I give Flash (written by Dan Abnett, penciled by Federico Dellocchio, colored by Veronica Gandini) points for discussing Convergence’s logical inconsistencies -- and especially for comparing them to Star Trek episodes -- but it took me a while to warm up to this issue, because the Fastest Man Alive spends 14 of the 22 pages talking to his opponent. Yes, Barry Allen is a scientist and an all-around good guy; and yes, the conversation was probably in character for both him and the Tangent Superman. In the end, Tangent Supes looks into Barry’s future and sees that Barry needs to “win” in order to help take down the Anti-Monitor in Crisis. That sort of out-of-the-box thinking should be rewarded.

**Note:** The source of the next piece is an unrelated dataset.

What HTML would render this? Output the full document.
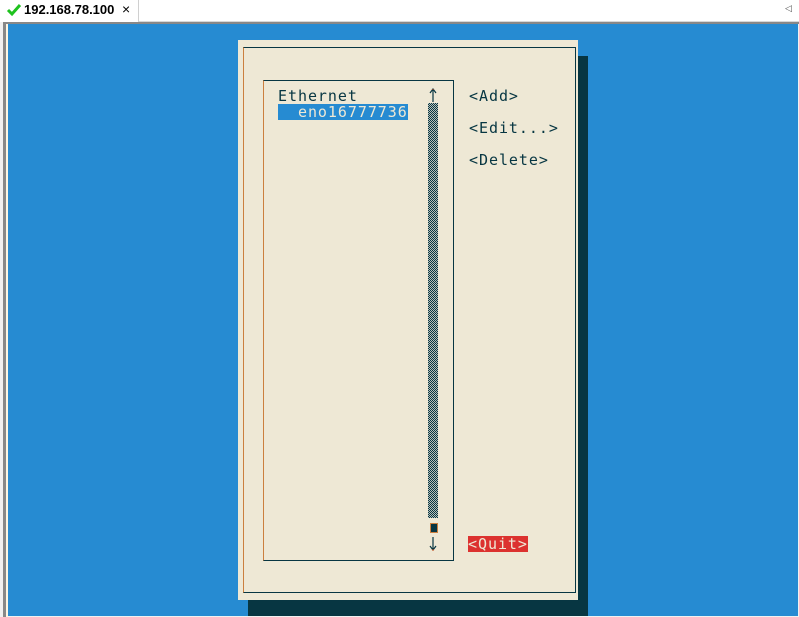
<!DOCTYPE html>
<html><head><style>
body{margin:0;width:799px;height:617px;overflow:hidden;background:#f0f0f0;position:relative;font-family:"Liberation Sans",sans-serif}
.a{position:absolute}
.m{font-family:"DejaVu Sans Mono","Liberation Mono",monospace;font-size:15px;letter-spacing:0.95px;color:#073642;line-height:16px;white-space:pre}
</style></head><body>
<div class="a" style="left:0;top:0;width:799px;height:21px;background:#fff;border-bottom:1px solid #d8d8d8"></div>
<div class="a" style="left:0;top:0;width:138px;height:22px;background:#fff;border-right:1px solid #d0d0d0"></div>
<svg class="a" style="left:6px;top:3px" width="16" height="14"><path d="M2 7 L6 11 L14 2" stroke="#1ec21e" stroke-width="3" fill="none"/></svg>
<div class="a" style="left:24px;top:2px;font-size:13px;font-weight:bold;color:#000">192.168.78.100</div>
<div class="a" style="left:122px;top:1px;font-size:14px;color:#000">×</div>
<div class="a" style="left:785px;top:3px;font-size:9px;color:#555">◁</div>
<div class="a" style="left:3px;top:22px;width:3px;height:595px;background:#888"></div>
<div class="a" style="left:6px;top:22px;width:2px;height:595px;background:#fdf6e3"></div>
<div class="a" style="left:3px;top:22px;width:796px;height:2px;background:#888"></div>
<div class="a" style="left:8px;top:24px;width:790px;height:592px;background:#268bd2"></div>
<div class="a" style="left:248px;top:56px;width:340px;height:560px;background:#073642"></div>
<div class="a" style="left:238px;top:40px;width:340px;height:560px;background:#eee8d5"></div>
<div class="a" style="left:243px;top:47px;width:331px;height:544px;border:1px solid #073642;border-left-color:#cb7f3e"></div>
<div class="a" style="left:263px;top:80px;width:189px;height:479px;border:1px solid #073642;border-left-color:#cb7f3e"></div>
<div class="a m" style="left:278px;top:88px">Ethernet</div>
<div class="a m" style="left:278px;top:104px;background:#268bd2;color:#eee8d5;width:130px">  eno16777736</div>
<svg class="a" style="left:428px;top:88px" width="10" height="15"><path d="M5 14V2M2 5L5 1L8 5" stroke="#073642" stroke-width="1.2" fill="none"/><path d="M5 2V1" stroke="#cb4b16"/></svg>
<div class="a" style="left:428px;top:103px;width:10px;height:415px;background:repeating-conic-gradient(#073642 0 25%,#b8bfb8 0 50%) 0 0/2px 2px"></div>
<div class="a" style="left:430px;top:523px;width:8px;height:10px;background:#073642;border:1px solid #cb7f3e;box-sizing:border-box"></div>
<svg class="a" style="left:428px;top:536px" width="10" height="16"><path d="M5 1V13M2 10L5 14L8 10" stroke="#073642" stroke-width="1.2" fill="none"/><path d="M5 13V15" stroke="#cb4b16"/></svg>
<div class="a m" style="left:469px;top:88px">&lt;Add&gt;</div>
<div class="a m" style="left:469px;top:120px">&lt;Edit...&gt;</div>
<div class="a m" style="left:469px;top:152px">&lt;Delete&gt;</div>
<div class="a m" style="left:468px;top:536px;background:#dc322f;color:#eee8d5;width:60px">&lt;Quit&gt;</div>
</body></html>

Finally, my favorite book of the week was Swamp Thing (written by Len Wein, drawn by Kelley Jones, colored by Michelle Madsen). Faced with an army of vampires, Swampy basically turns his fingers into stakes and grows his own garlic, becoming a lean green undead-destroying machine. The vampire Batman against whom he’s matched hasn’t quite gone over to the dark side, so he and Swampy team up to clean up his vamp-infested Gotham. It’s all very pulpy and (unlike Wonder Woman, for example) doesn’t take itself too seriously. My one disappointment was that the new vampire overlord seemed set up to be a familiar DC face (perhaps Mary from I ... Vampire!), but was essentially just a random centuries-old creature. Other than that, though, well done to all involved.